(Records from a data source)
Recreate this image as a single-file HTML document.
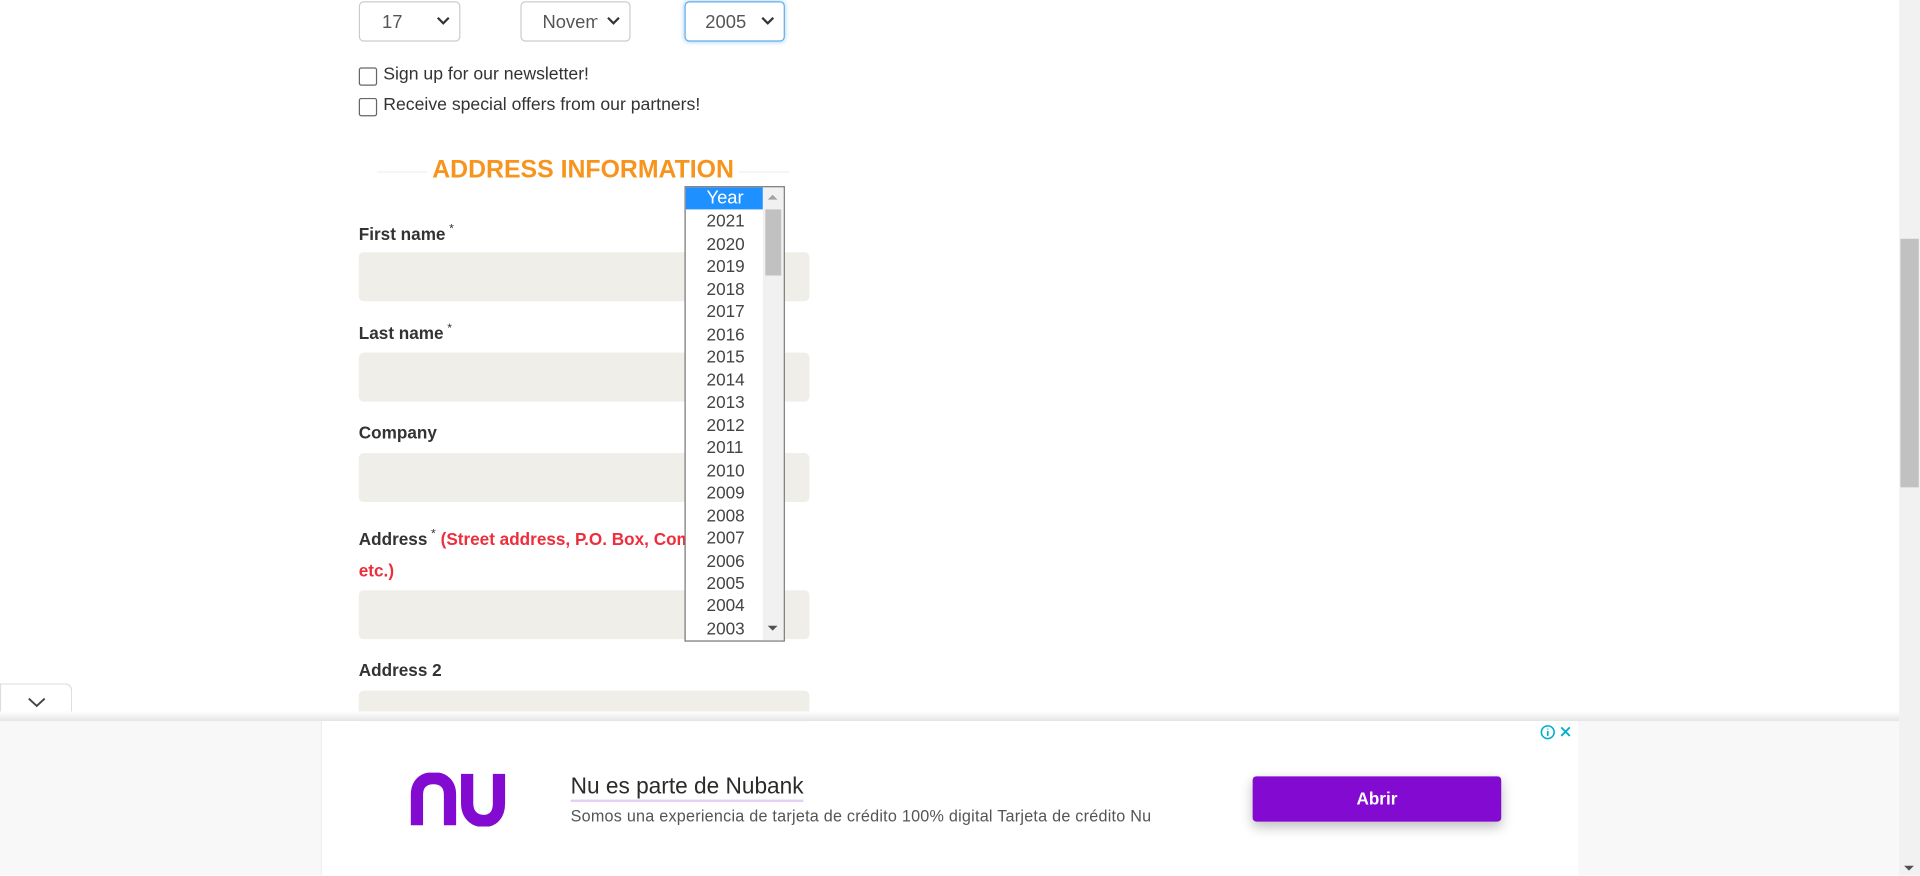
<!DOCTYPE html>
<html><head><meta charset="utf-8"><style>
html,body{margin:0;padding:0;width:1920px;height:875px;overflow:hidden;background:#fff}
#w{position:absolute;left:0;top:0;width:1568px;height:715px;transform:scale(1.22449);transform-origin:0 0;font-family:"Liberation Sans",Arial,sans-serif;color:#333}
.a{position:absolute}
.sel{position:absolute;top:1px;height:33px;border:1px solid #ccc;border-radius:4px;background:#fff;font-size:15px;color:#555;box-sizing:border-box}
.sel span{position:absolute;top:8px}
.chev{position:absolute;right:7px;top:11px;width:12px;height:8px}
.cb{position:absolute;left:293px;width:13px;height:13px;border:1px solid #666;border-radius:2px;background:#fff}
.lbl{position:absolute;left:293px;font-size:14px;font-weight:bold;color:#333}
.lbl sup{font-weight:normal;font-size:10px;vertical-align:6px;margin-left:3px}
.fld{position:absolute;left:293px;width:368px;height:40px;background:#efeee8;border-radius:4px}
.dd{position:absolute;left:559px;top:152px;width:80px;height:370px;border:1px solid #767676;background:#fff;overflow:hidden}
.dd div{height:18.47px;line-height:18.5px;font-size:14px;color:#444;padding-left:17px;width:46px}
</style></head><body><div id="w">
<div class="sel" style="left:293px;width:83px"><span style="left:18px">17</span><svg class="chev" viewBox="0 0 12 8"><path d="M1.5 1.5L6 6l4.5-4.5" stroke="#333" stroke-width="1.8" fill="none"/></svg></div>
<div class="sel" style="left:425px;width:90px"><span style="left:17px;width:45px;overflow:hidden;white-space:nowrap">November</span><svg class="chev" viewBox="0 0 12 8"><path d="M1.5 1.5L6 6l4.5-4.5" stroke="#333" stroke-width="1.8" fill="none"/></svg></div>
<div class="sel" style="left:559px;width:82px;border-color:#66afe9;box-shadow:0 0 4px rgba(102,175,233,.6)"><span style="left:16px">2005</span><svg class="chev" viewBox="0 0 12 8"><path d="M1.5 1.5L6 6l4.5-4.5" stroke="#333" stroke-width="1.8" fill="none"/></svg></div>
<div class="cb" style="top:55px"></div><div class="a" style="left:313px;top:53px;font-size:14.4px">Sign up for our newsletter!</div>
<div class="cb" style="top:80px"></div><div class="a" style="left:313px;top:78px;font-size:14.4px">Receive special offers from our partners!</div>
<div class="a" style="left:308px;top:140px;width:337px;height:1px;background:#eee"></div>
<div class="a" style="left:349px;top:128px;padding:0 4px;background:#fff;font-size:20.3px;font-weight:bold;color:#f7941d">ADDRESS INFORMATION</div>
<div class="lbl" style="top:182px">First name<sup>*</sup></div><div class="fld" style="top:206px"></div>
<div class="lbl" style="top:263px">Last name<sup>*</sup></div><div class="fld" style="top:288px"></div>
<div class="lbl" style="top:345px">Company</div><div class="fld" style="top:370px"></div>
<div class="lbl" style="top:424px;width:370px;line-height:26px">Address<sup>*</sup> <span style="color:#ee2e3c">(Street address, P.O. Box, Company name, etc.)</span></div><div class="fld" style="top:482px"></div>
<div class="lbl" style="top:539px">Address 2</div><div class="fld" style="top:564px"></div>
<div class="dd">
<div style="background:#1e90ff;color:#fff;font-size:15px">Year</div>
<div>2021</div><div>2020</div><div>2019</div><div>2018</div><div>2017</div><div>2016</div><div>2015</div><div>2014</div><div>2013</div><div>2012</div><div>2011</div><div>2010</div><div>2009</div><div>2008</div><div>2007</div><div>2006</div><div>2005</div><div>2004</div><div>2003</div>
<div class="a" style="left:63px;top:0;width:17px;height:370px;background:#f1f1f1;padding:0"></div>
<div class="a" style="left:65px;top:18px;width:13px;height:54px;background:#c1c1c1;padding:0"></div>
<svg class="a" style="left:66px;top:5px" width="10" height="6"><path d="M1 5L5 1 9 5z" fill="#a3a3a3"/></svg>
<svg class="a" style="left:66px;top:357px" width="10" height="6"><path d="M1 1L5 5 9 1z" fill="#505050"/></svg>
</div>
<!-- bottom ad -->
<div class="a" style="left:0;top:558px;width:59px;height:26px;background:#fff;border:1px solid #ddd;border-bottom:none;border-radius:0 6px 0 0;box-sizing:border-box"><svg class="a" style="left:21px;top:10px" width="16" height="9"><path d="M1.5 1.5L8 7.5l6.5-6" stroke="#444" stroke-width="1.6" fill="none"/></svg></div>
<div class="a" style="left:0;top:581px;width:1551px;height:8px;background:linear-gradient(#fff,#e4e4e4)"></div>
<div class="a" style="left:0;top:589px;width:1551px;height:126px;background:#f8f8f8"></div>
<div class="a" style="left:262px;top:589px;width:1026px;height:126px;background:#fff;border-left:1px solid #eee"></div>
<svg class="a" style="left:335px;top:631px" width="80" height="44" viewBox="0 0 80 44"><path d="M5.5 43V18C5.5 9 11 4.5 19 4.5S32.5 9 32.5 18V43" stroke="#820ad1" stroke-width="10" fill="none"/><path d="M46.5 1V25C46.5 34 52 39.5 60 39.5S72.5 34 72.5 25V1" stroke="#820ad1" stroke-width="10" fill="none"/></svg>
<div class="a" style="left:466px;top:631px;font-size:18.5px;color:#2b2b2b;border-bottom:2px solid #e6cff5;line-height:22px">Nu es parte de Nubank</div>
<div class="a" style="left:466px;top:659px;font-size:13.2px;color:#555;letter-spacing:.2px">Somos una experiencia de tarjeta de crédito 100% digital Tarjeta de crédito Nu</div>
<div class="a" style="left:1023px;top:634px;width:203px;height:37px;background:#820ad1;border-radius:3px;box-shadow:0 4px 10px rgba(0,0,0,.25);color:#fff;font-size:14px;font-weight:bold;text-align:center;line-height:36px">Abrir</div>
<svg class="a" style="left:1257px;top:591px" width="30" height="14"><circle cx="7" cy="7" r="5.2" stroke="#00aecd" stroke-width="1.3" fill="none"/><path d="M7 6v4M7 4v0.8" stroke="#00aecd" stroke-width="1.4"/><path d="M18 3l7 7M25 3l-7 7" stroke="#00aecd" stroke-width="1.5"/></svg>
<!-- page scrollbar -->
<div class="a" style="left:1551px;top:0;width:17px;height:715px;background:#f1f1f1"></div>
<div class="a" style="left:1552px;top:195px;width:15px;height:203px;background:#c1c1c1"></div>
<svg class="a" style="left:1554px;top:706px" width="10" height="6"><path d="M1 1L5 5 9 1z" fill="#505050"/></svg>
</div></body></html>
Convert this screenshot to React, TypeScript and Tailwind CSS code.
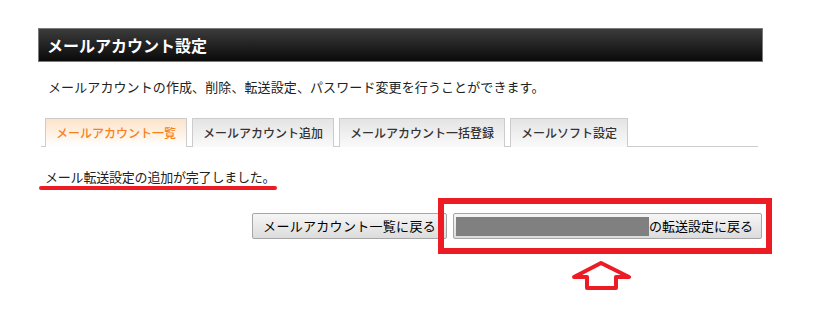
import React from "react";

const tabs = [
  { label: "メールアカウント一覧", active: true },
  { label: "メールアカウント追加", active: false },
  { label: "メールアカウント一括登録", active: false },
  { label: "メールソフト設定", active: false },
];

export default function App() {
  return (
    <div className="relative w-[824px] h-[311px] bg-white font-['Noto_Sans_CJK_JP',sans-serif] text-[#222]">
      <div className="ml-[38px] pt-[28px] w-[725px]">
        <div className="h-[34px] border border-[#7a7a7a] bg-gradient-to-b from-[#3c3c3c] to-[#0b0b0b] flex items-center pl-[8px]">
          <h1 className="text-white font-bold text-[16px] leading-none">メールアカウント設定</h1>
        </div>

        <p className="mt-[16px] pl-[10px] text-[13px] leading-[18px] tracking-[0.1px]">
          メールアカウントの作成、削除、転送設定、パスワード変更を行うことができます。
        </p>

        <div className="mt-[22px] ml-[3px] w-[717px] border-b border-[#cccccc] flex gap-[5px] pl-[4px]">
          {tabs.map((tab) => (
            <div
              key={tab.label}
              className={`h-[29px] -mb-px flex items-center px-[10px] border border-b-0 border-[#cccccc] text-[12px] font-medium ${
                tab.active
                  ? "bg-gradient-to-b from-[#fde3c8] to-white text-[#f7821b] border-b border-b-white"
                  : "bg-gradient-to-b from-[#e4e4e4] to-[#fafafa] text-[#333]"
              }`}
            >
              {tab.label}
            </div>
          ))}
        </div>

        <p className="mt-[21px] pl-[7px] text-[13px] leading-[18px] tracking-[-0.2px]">
          メール転送設定の追加が完了しました。
        </p>
        <div className="ml-[1px] w-[238px] h-[4px] rounded-full bg-[#ed1c24]" />

        <div className="mt-[23px] flex justify-end gap-[6px] pr-[1px]">
          <button className="h-[26px] px-[10px] rounded-[2px] border border-[#a6a6a6] bg-gradient-to-b from-[#f6f6f6] to-[#dcdcdc] text-[13px] tracking-[0.3px] text-black">
            メールアカウント一覧に戻る
          </button>
          <button className="h-[26px] pl-[2px] pr-[8px] rounded-[2px] border border-[#a6a6a6] bg-gradient-to-b from-[#f6f6f6] to-[#dcdcdc] text-[13px] text-black flex items-center">
            <span className="block w-[193px] h-[19px] bg-[#808080]" />
            <span>の転送設定に戻る</span>
          </button>
        </div>
      </div>

      {/* annotation overlays */}
      <div className="absolute left-[438px] top-[198px] w-[334px] h-[56px] border-[6px] border-[#ed1c24]" />
      <svg className="absolute left-[572px] top-[261px]" width="60" height="30" viewBox="0 0 60 30">
        <polygon
          points="29,2 57,16 44,16 44,27 15,27 15,16 2,16"
          fill="white"
          stroke="#ed1c24"
          strokeWidth="4"
          strokeLinejoin="round"
        />
      </svg>
    </div>
  );
}
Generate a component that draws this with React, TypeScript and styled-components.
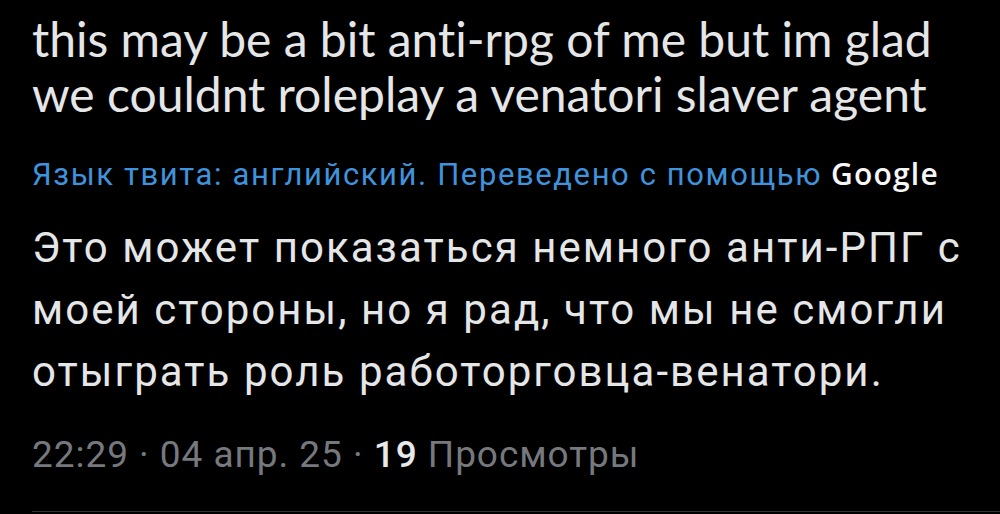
import React from "react";
import styled, { createGlobalStyle } from "styled-components";

const Global = createGlobalStyle`
  html, body {
    margin: 0;
    padding: 0;
    background: #000;
  }
  body {
    width: 1000px;
    height: 514px;
    overflow: hidden;
  }
`;

const Page = styled.main`
  width: 1000px;
  height: 514px;
  box-sizing: border-box;
  background: #000;
  padding: 11px 0 0 32px;
  display: flex;
  flex-direction: column;
  overflow: hidden;
`;

const Original = styled.p`
  margin: 0;
  font-family: Lato, "Open Sans", sans-serif;
  font-size: 48px;
  line-height: 55px;
  color: #e4e6e7;
  white-space: nowrap;
  font-variant-ligatures: none;
  font-feature-settings: "liga" 0;
`;

const TranslateNote = styled.div`
  margin-top: 34px;
  display: flex;
  align-items: baseline;
  gap: 9px;
  font-family: Roboto, "Noto Sans", sans-serif;
  font-size: 31px;
  line-height: 37px;
  letter-spacing: 1.6px;
  color: #3f93dc;
  white-space: nowrap;
`;

const GoogleMark = styled.span`
  font-family: "Open Sans", Lato, sans-serif;
  font-weight: 600;
  font-size: 30px;
  color: #f6f6f6;
  letter-spacing: 1.2px;
`;

const Translation = styled.p`
  margin: 24px 0 0;
  font-family: Roboto, "Noto Sans", sans-serif;
  font-size: 42px;
  line-height: 62px;
  letter-spacing: 2.05px;
  color: #e4e6e7;
  white-space: nowrap;
`;

const Meta = styled.div`
  margin-top: 30px;
  font-family: Roboto, "Noto Sans", sans-serif;
  font-size: 37px;
  line-height: 44px;
  color: #75797e;
  white-space: nowrap;
  letter-spacing: 0.95px;
`;

const Strong = styled.span`
  color: #e7e9ea;
  font-weight: 500;
`;

const Divider = styled.hr`
  margin: auto 0 2px;
  border: 0;
  border-top: 1px solid #2f3336;
  width: 100%;
`;

export default function App() {
  return (
    <>
      <Global />
      <Page>
        <Original>
          this may be a bit anti-rpg of me but im glad
          <br />
          we couldnt roleplay a venatori slaver agent
        </Original>
        <TranslateNote>
          <span>Язык твита: английский. Переведено с помощью</span>
          <GoogleMark>Google</GoogleMark>
        </TranslateNote>
        <Translation>
          Это может показаться немного анти-РПГ с
          <br />
          моей стороны, но я рад, что мы не смогли
          <br />
          отыграть роль работорговца-венатори.
        </Translation>
        <Meta>
          22:29 · 04 апр. 25 · <Strong>19</Strong> Просмотры
        </Meta>
        <Divider />
      </Page>
    </>
  );
}
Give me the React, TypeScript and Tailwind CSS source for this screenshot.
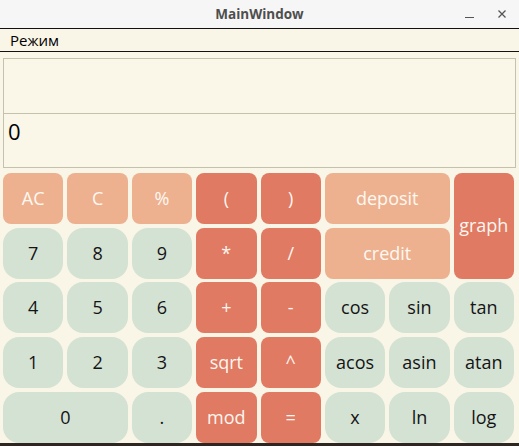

■ REQUIRED TASK:
Find the word "this" in the material, then list each line that holds it.

■ THE ANSWER:
Recreate this image as a single-file HTML document.
Convert this screenshot to React, TypeScript and Tailwind CSS code.
Generate a component that draws this with React, TypeScript and styled-components.
          this may be a bit anti-rpg of me but im glad
Give me the React, TypeScript and Tailwind CSS source for this screenshot.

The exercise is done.